Elonis, argued on December 1, is one of the oldest pending cases of the Term, second only to Zivotofsky v. Kerry.
As the Chief Justice speaks, it appears that the ruling may go against Elonis. Roberts speaks of the “real people” at whom Elonis aimed his violent Facebook rants, including “co-workers, a class of kindergartners, and an identified federal agent.”
Those in the courtroom who were unfamiliar with the Elonis case would get little else from the Chief Justice about the colorful language Elonis used in his threats, much of it borrowed from the rapper Eminem. (And while the briefs in the case offer unexpurgated versions of Elonis’s language, Roberts’s written opinion makes ample use of asterisks to mask certain words that are evidently unfit for the United States Reports.)
Soon enough the Chief Justice moves to the majority’s holding that the Third Circuit’s decision upholding a jury instruction requiring only negligence with respect to the communication of a threat was insufficient to support a conviction under the federal threats statute.
He basically closes by quoting not any angry Facebook posters or rappers, but the “characteristically eloquent” words of Justice Robert Jackson from a 1952 case, Morissette v.

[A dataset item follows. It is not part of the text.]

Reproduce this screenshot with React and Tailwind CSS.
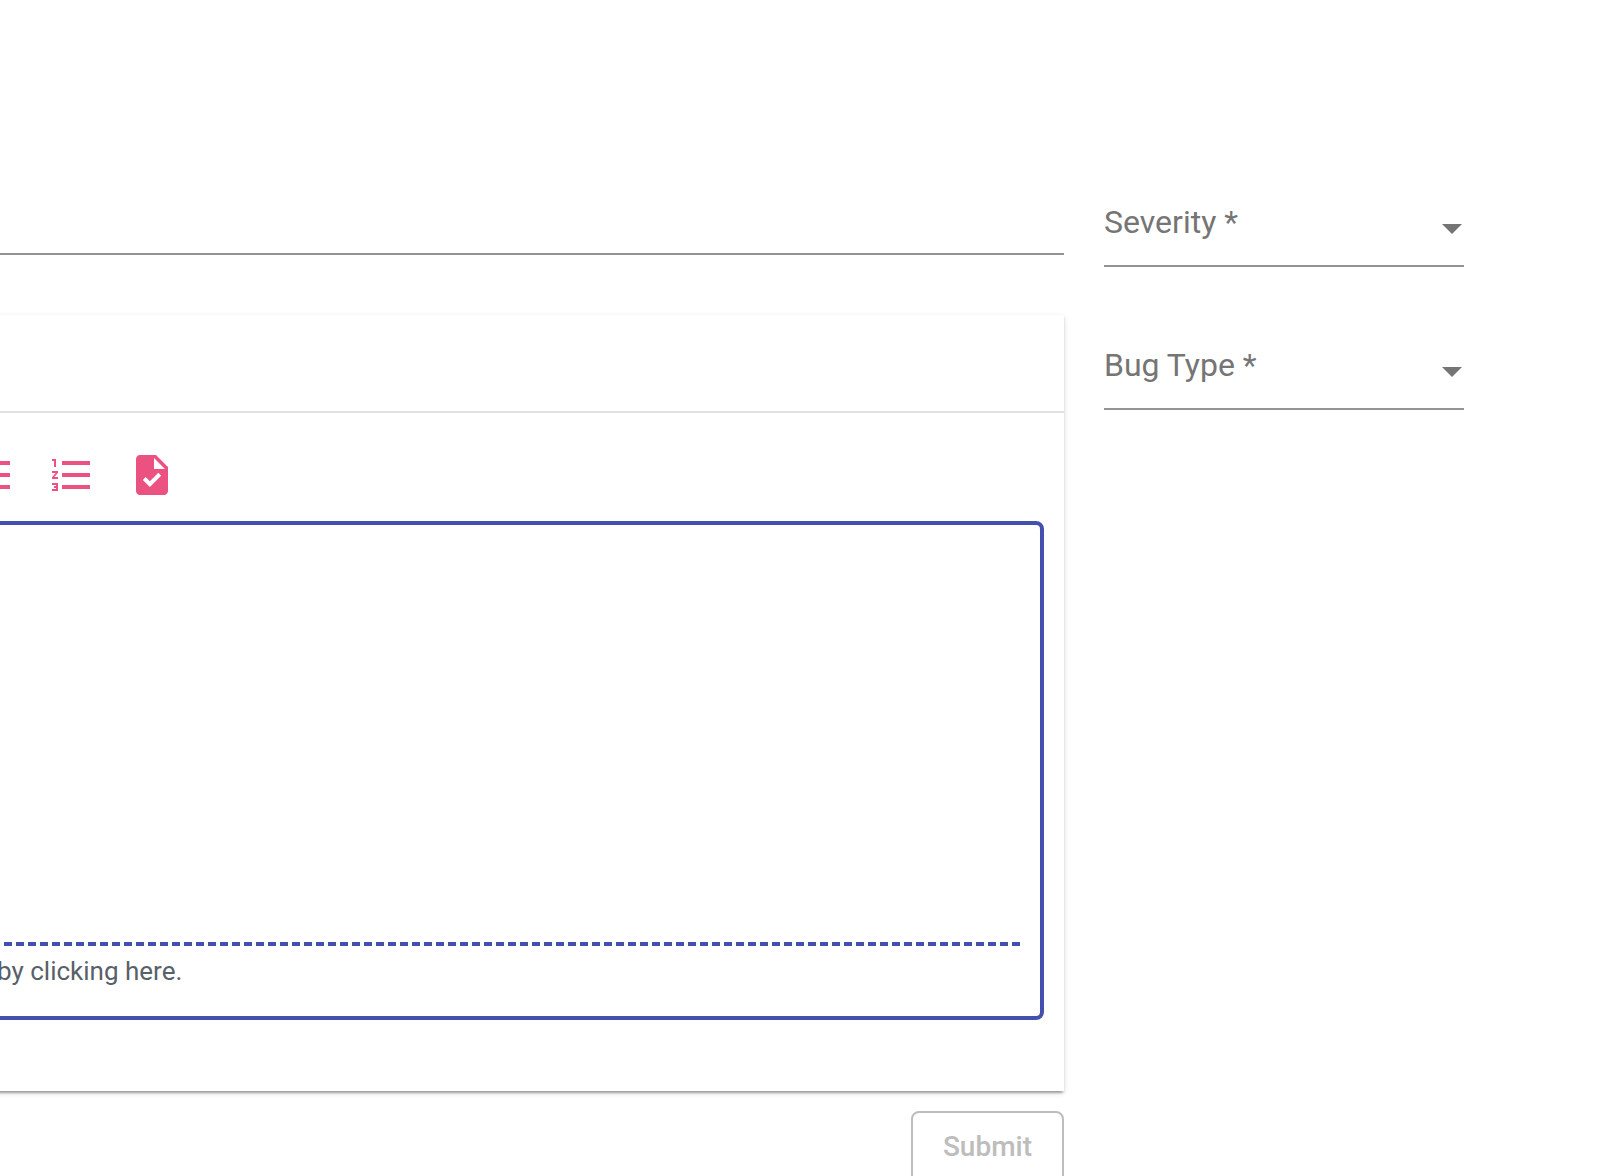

United States, in which the Court voided the conviction of a man who had taken spent shell casings from a government bombing range because he thought they were abandoned.
Roberts said the idea that wrongdoing must be conscious to be criminal is, as Justice Jackson put it in Morissette, “as universal and persistent in mature systems of law as belief in freedom of the human will and a consequent ability and duty of the normal individual to choose between good and evil.”